Se hicieron las 3:30 y el dueño del apartamento nos llama y nos dice: “¿Están cerca?” y yo: “Eh, sí y no, estamos perdidos.” Nos guió hasta el lugar por llamada y mientras nos aproximábamos al supuesto Palacio de Buckingham, comenzamos a observar las enormes diferencias entre la realidad y las fotos. La calle del lugar parecía reflejar la crítica situación económica del país. Nos estacionamos y bajamos del auto. Justo a las 4:00 p.m. entramos a aquel lugar y tan pronto doy mi primer paso, “shas” un charco de agua salía del fregadero. Abrí mis ojos y el dueño se dio cuenta de mi reacción y dijo: “No se preocupen, bota agua, pero es poca.”
A las 4:20 p.m., luego de un pequeño tour por las facilidades y el grato recibimiento del dueño, nos quedamos solos allí y verificamos el apartamento. De pronto mi amigo Carlos fue al baño y abrió la llave del lavamanos, cuando de repente, saltó un sonido. “Buuuuumm, traca, traca”. Aquella llave parecía la bocina de un camión a todo volumen. Nos reímos a carcajadas porque ya no sabíamos cómo más reaccionar ante lo surreal del asunto.
Me trepé a mi litera, ya que me tocó arriba, y cuando me deslicé en aquellas sábanas azules que cubrían el mattress, un «diantre perdí 3 costillas«, salió de mi boca.

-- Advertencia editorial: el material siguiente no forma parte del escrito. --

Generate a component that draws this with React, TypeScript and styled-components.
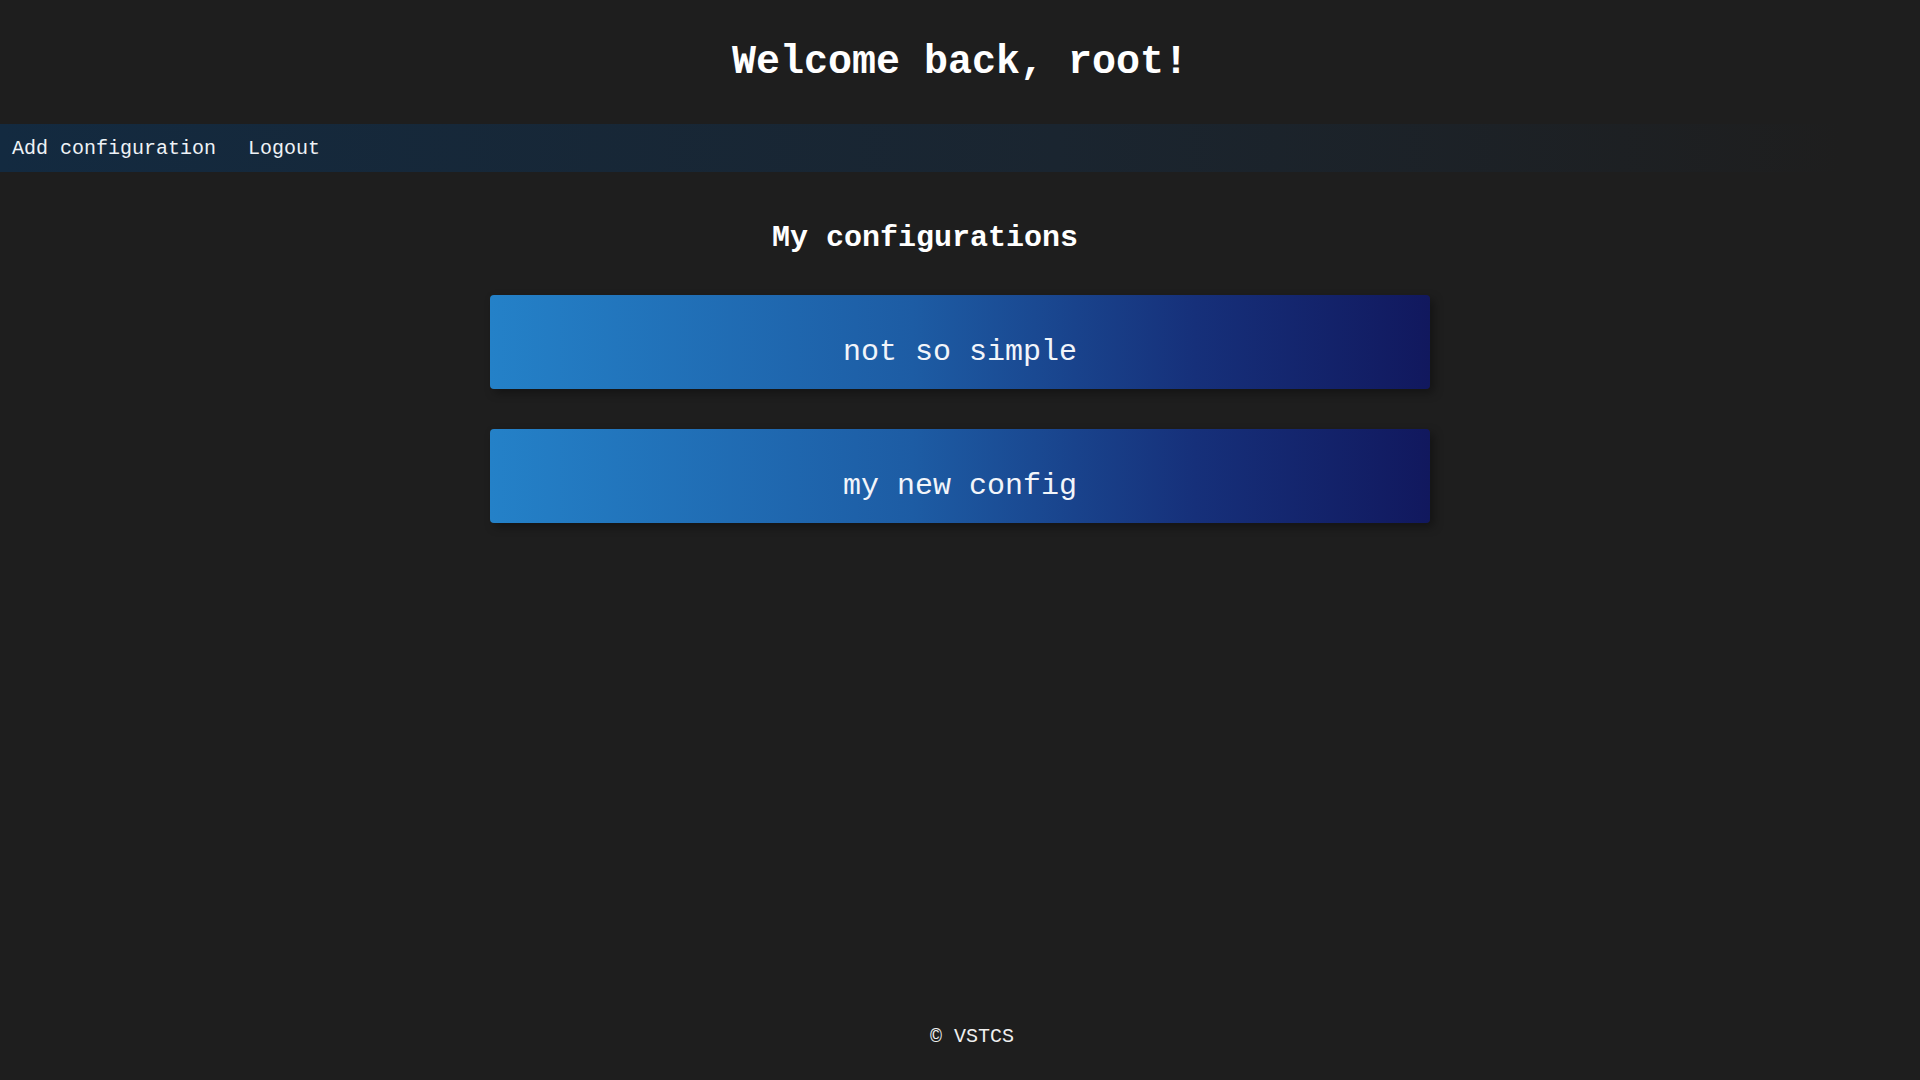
import React from "react";
import styled, { createGlobalStyle } from "styled-components";

const GlobalStyle = createGlobalStyle`
  html, body { margin: 0; padding: 0; background: #1e1e1e; }
  body { font-family: "Liberation Mono", "Courier New", monospace; color: #ffffff; }
  * { box-sizing: border-box; }
`;

const Page = styled.div`
  min-height: 100vh;
  display: flex;
  flex-direction: column;
  background: #1e1e1e;
`;

const Header = styled.header`
  height: 124px;
  padding-top: 40px;
  display: flex;
  justify-content: center;
`;

const Title = styled.h1`
  margin: 0;
  font-size: 40px;
  font-weight: bold;
  line-height: normal;
  color: #ffffff;
`;

const Nav = styled.nav`
  height: 48px;
  display: flex;
  align-items: center;
  gap: 32px;
  padding-left: 12px;
  background: linear-gradient(to right, #132a40 0%, #1a2530 55%, rgba(30, 30, 30, 0) 96%);
`;

const NavLink = styled.a`
  font-size: 20px;
  color: #eef2f6;
  text-decoration: none;
  cursor: pointer;
`;

const Main = styled.main`
  display: flex;
  flex-direction: column;
  align-items: center;
  padding-top: 49px;
`;

const SectionTitle = styled.h2`
  margin: 0 0 40px;
  padding-right: 70px;
  font-size: 30px;
  font-weight: bold;
  line-height: normal;
  color: #ffffff;
`;

const CardList = styled.div`
  display: flex;
  flex-direction: column;
  gap: 40px;
  width: 940px;
`;

const Card = styled.div`
  height: 94px;
  border-radius: 4px;
  padding-top: 40px;
  text-align: center;
  background: linear-gradient(to right, #2481c8 0%, #1d5ca4 45%, #16307a 75%, #11185e 100%);
  box-shadow: 4px 4px 10px rgba(0, 0, 0, 0.35);
  cursor: pointer;
`;

const CardLabel = styled.span`
  font-size: 30px;
  line-height: normal;
  color: #f2f5fa;
`;

const Footer = styled.footer`
  margin-top: auto;
  padding: 0 0 32px 24px;
  text-align: center;
  font-size: 20px;
  line-height: normal;
  color: #f0f0f0;
`;

const configs = ["not so simple", "my new config"];

export default function App() {
  return (
    <Page>
      <GlobalStyle />
      <Header>
        <Title>Welcome back, root!</Title>
      </Header>
      <Nav>
        <NavLink>Add configuration</NavLink>
        <NavLink>Logout</NavLink>
      </Nav>
      <Main>
        <SectionTitle>My configurations</SectionTitle>
        <CardList>
          {configs.map((c) => (
            <Card key={c}>
              <CardLabel>{c}</CardLabel>
            </Card>
          ))}
        </CardList>
      </Main>
      <Footer>© VSTCS</Footer>
    </Page>
  );
}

Dos “esprines” me punzaron. Mi amiga Brenda, quien es muy sincera, buscó en su celular las fotos publicadas. “Miren, ¿dónde está el Playstation, el balcón bueno, las cortinas que tapan la claridad. ¿Dónde está todo eso? Me siento engañada”, dijo riendo pero seria.
A las 9:00 p.m. encendimos el aire para que enfríara aquel caluroso apartamento y mientras pasaban los minutos, aumentaba el calor. Tuvimos que dormir sudados las próximas dos noches porque el aire nunca, nunca pero nunca enfrió. Los cuatro amigos parecíamos un snicker derretido dentro de un carro a las 12 del medio día bajo el sol del Caribe. Nada parecía como en las fotos.
En mi memoria y olfato quedará para siempre el mal olor de los gabinetes y la mala vibra en general que presenciamos. No todo lo que es oro brilla, dicen. Esta es una de muchas historias de puertorriqueños que se han alojado en un Airbnb en nuestra Isla del Encanto y terminan viviendo experiencias desagradables, engañosas, a altos precios y con sabor a estafa.